Cette prophétie me semble conforme à celles que nous avons déjà citées. Quels sont, en effet, ces hommes préservés du malheur général, si non ce qu’on appelle ailleurs tantôt le reste d’Israël, tantôt la goutte ou la voie de ce peuple, c’est-à-dire les apôtres de notre Sauveur. Conservés au milieu de la ruine de la nation, dans sa dispersion ils se sont rappelé leur Dieu. Ainsi c’est d’eux que parle ici l’Écriture.

57. DU MÊME

Voici ce que dit Adonaï, le Seigneur (Ezéch., XII, 15) : « Je les chasserai chez les nations, et je les disperserai parmi les peuples, sur la terre. Je formerai une petite sanctification dans quelque contrée qu’ils se trouvent Dieu, donne un nouveau nom à ces restes échappés, et il appelle petite sanctification ceux qui doivent être réservés et conservés. »

58. DU MÊME

« Je jetterai à tous les vents ceux qui les recevront (Id., XII, 15), et je tirerai le glaive contre eux, et ils sauront que je suis le Seigneur quand je les aurai dispersés parmi les nations ; je les disséminerai sur la terre. Je laisserai quelques-uns d’entre eux échapper à l’épée, à la faim et à la mort, afin qu’ils racontent toutes leurs iniquités aux peuples où ils iront, et ils sauront que je suis le Seigneur. » Dans la dispersion générale il étendra sa protection sur quelques élus, qui ne peuvent être que ceux qui nous ont été désignés déjà.

59. DU MÊME

Voici ce que dit Adonaï, le Seigneur (Id., XIV, 21) : « Et même si j’envoie contre Jérusalem mes quatre vengeances, le glaive, la faim, les bêtes farouches et la mort, pour faire périr en son sein l’homme et les animaux, quelques habitants seront sauvés et préserves, » etc.

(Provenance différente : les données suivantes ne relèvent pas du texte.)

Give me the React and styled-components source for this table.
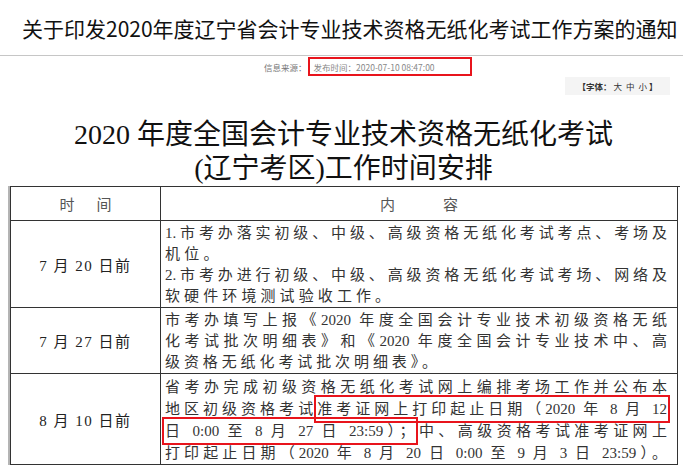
import React from "react";
import styled, { createGlobalStyle } from "styled-components";

const GlobalStyle = createGlobalStyle`
  html, body {
    margin: 0;
    padding: 0;
    background: #fff;
  }
  body {
    font-family: "Noto Sans CJK SC", sans-serif;
    color: #222;
  }
`;

const Page = styled.div`
  width: 687px;
  height: 471px;
  overflow: hidden;
`;

const Title = styled.h1`
  margin: 13px 0 0 22px;
  font-size: 21px;
  line-height: 30px;
  font-weight: 400;
  color: #111;
  white-space: nowrap;
`;

const Rule = styled.hr`
  margin: 12px 0 0;
  width: 683px;
  height: 0;
  border: 0;
  border-top: 1px solid #c6c6c6;
`;

const MetaRow = styled.div`
  display: flex;
  align-items: center;
  height: 19px;
  margin-top: 1px;
  padding-left: 264px;
  font-size: 8.5px;
  color: #777;
`;

const DateBox = styled.div`
  display: flex;
  align-items: center;
  box-sizing: border-box;
  width: 164px;
  height: 19px;
  margin-left: 1px;
  padding-left: 4px;
  border: 2px solid #e8141c;
  color: #888;
`;

const FontBar = styled.div`
  display: flex;
  justify-content: flex-end;
  margin: 1px 17px 0 0;
`;

const FontSwitch = styled.div`
  display: flex;
  align-items: center;
  justify-content: center;
  width: 105px;
  height: 18px;
  background: #f4f4f4;
  font-size: 8.5px;
  color: #333;

  b {
    font-weight: 700;
  }
  span {
    margin: 0 2px;
  }
`;

const Heading = styled.h2`
  margin: 23px 0 0;
  font-family: "Liberation Serif", "Noto Sans CJK SC", serif;
  font-size: 28px;
  line-height: 34px;
  font-weight: 400;
  text-align: center;
  color: #111;
`;

const TableWrap = styled.div`
  margin-left: 8px;
  width: 670px;
  border-left: 2px solid #b4b4b4;
`;

const Grid = styled.div`
  display: grid;
  grid-template-columns: 150px 517px;
  border-top: 1px solid #333;
  border-left: 1px solid #333;
  font-family: "Liberation Serif", "Noto Sans CJK SC", serif;
  font-size: 15px;
`;

const Cell = styled.div`
  box-sizing: border-box;
  border-right: 1px solid #333;
  border-bottom: 1px solid #333;
`;

const HeadCell = styled(Cell)`
  display: flex;
  align-items: center;
  justify-content: center;
  height: 34px;
  color: #555;
  letter-spacing: ${(p) => p.$gap}px;
  padding-left: ${(p) => p.$gap}px;
`;

const DateCell = styled(Cell)`
  display: flex;
  align-items: center;
  justify-content: center;
  color: #222;
  letter-spacing: 1.5px;
`;

const TextCell = styled(Cell)`
  padding: 2px 10px 0 4px;
  line-height: ${(p) => p.$lh}px;
  color: #333;
`;

const Line = styled.div`
  text-align: ${(p) => (p.$full ? "justify" : "left")};
  text-align-last: ${(p) => (p.$full ? "justify" : "auto")};
  letter-spacing: ${(p) => (p.$full ? 0 : p.$ls || 4.3)}px;
`;

const Marked = styled.span`
  padding: 3px 0;
  outline: 2px solid #e8141c;
  outline-offset: 1px;
`;

const rows = [
  {
    date: "7 月 20 日前",
    lh: 21,
    lines: [
      { t: "1.市考办落实初级、中级、高级资格无纸化考试考点、考场及", full: true },
      { t: "机位。" },
      { t: "2.市考办进行初级、中级、高级资格无纸化考试考场、网络及", full: true },
      { t: "软硬件环境测试验收工作。", ls: 4.1 },
    ],
  },
  {
    date: "7 月 27 日前",
    lh: 21,
    lines: [
      { t: "市考办填写上报《2020 年度全国会计专业技术初级资格无纸", full: true },
      { t: "化考试批次明细表》和《2020 年度全国会计专业技术中、高", full: true },
      { t: "级资格无纸化考试批次明细表》。", ls: 3.9 },
    ],
  },
];

export default function App() {
  return (
    <Page>
      <GlobalStyle />
      <Title>关于印发2020年度辽宁省会计专业技术资格无纸化考试工作方案的通知</Title>
      <Rule />
      <MetaRow>
        <span>信息来源：</span>
        <DateBox>发布时间：2020-07-10 08:47:00</DateBox>
      </MetaRow>
      <FontBar>
        <FontSwitch>
          <b>【字体：</b>
          <span>大</span>
          <span>中</span>
          <span>小</span>
          <b>】</b>
        </FontSwitch>
      </FontBar>
      <Heading>
        2020 年度全国会计专业技术资格无纸化考试
        <br />
        (辽宁考区)工作时间安排
      </Heading>
      <TableWrap>
        <Grid>
          <HeadCell $gap={22}>时间</HeadCell>
          <HeadCell $gap={48}>内容</HeadCell>
          {rows.map((row) => (
            <React.Fragment key={row.date}>
              <DateCell>{row.date}</DateCell>
              <TextCell $lh={row.lh}>
                {row.lines.map((l) => (
                  <Line key={l.t} $full={l.full} $ls={l.ls}>
                    {l.t}
                  </Line>
                ))}
              </TextCell>
            </React.Fragment>
          ))}
          <DateCell>8 月 10 日前</DateCell>
          <TextCell $lh={22}>
            <Line $full>省考办完成初级资格无纸化考试网上编排考场工作并公布本</Line>
            <Line $full>
              地区初级资格考试<Marked>准考证网上打印起止日期（2020 年 8 月 12</Marked>
            </Line>
            <Line $full>
              <Marked>日 0:00 至 8 月 27 日 23:59）；</Marked>中、高级资格考试准考证网上
            </Line>
            <Line $full>打印起止日期（2020 年 8 月 20 日 0:00 至 9 月 3 日 23:59）。</Line>
          </TextCell>
        </Grid>
      </TableWrap>
    </Page>
  );
}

Cette prédiction ne diffère en rien des précédentes.

60. DU MÊME

« Ainsi je vous jugerai, dit le Seigneur (Ezéch., XX, 36), je vous assujettirai à mon sceptre, et je vous ferai entrer en mon alliance : Je séparerai de vous les violateurs et les impies car je les ferai sortir de la terre étrangère, et ils n’entreront pas dans la terre d’Israël. » Cet oracle sacré témoigne clairement qu’un petit nombre de Juifs seulement sera dirigé par le sceptre du Seigneur, parce que les autres seront déchus des promesses.

Après avoir montré nue les paroles divines ne s’adressaient point au hasard ni indistinctement aux Juifs dont l’impiété et le libertinage avaient corrompu le cœur, et à ceux qui avaient suivi le sentier du Seigneur, mais qu’elles concernaient le petit nombre facile à compter des fidèles qui embrassèrent la foi de notre Sauveur et Seigneur, ou se conservèrent dans la justice avant son avènement, je crois avoir prouvé suffisamment que les promesses divines ne s’accomplirent pas indifféremment sur tous les Juifs, ou plus sur eux que sur les autres peuples qui ont reconnu le Christ de Dieu. Le sens des promesses divines sera développé plus tard. J’ai été contraint d’accumuler ces divers témoignages pour abaisser l’orgueilleuse jactance es fils de la circoncision, qui se glorifiaient d’être les seuls auxquels devait être envoyé le Christ, et pour montrer combien est louable l’ardeur qui nous entraîne vers les livres sacrés de ce peuple. Déjà, dans le livre précédent, j’ai fait sentir pourquoi nous évitons les rites judaïques, quoique nous ayons recours à leurs prophéties ; et j’ai exposé, suivant mes forces, la règle de vie que le Christ a donnée aux nations, et l’antiquité des maximes évangéliques. Après ces considérations, voici le moment de nous élever aux ineffables mystères de notre Sauveur et Seigneur Jésus le Christ de Dieu, de chercher le motif qui a différé jusqu’à ce temps son avènement en ce monde ; de voir pourquoi il n’a pas appelé les nations à sa lumière a une époque moins avancée, mais après un laps de temps aussi considérable ; de pénétrer ses perfections inénarrables, ce qui le concerne, et comment il s’est fait homme ; c’est par cette question que nous allons commencer, en invoquant l’appui du Verbe de Dieu contre l’incrédulité des hommes.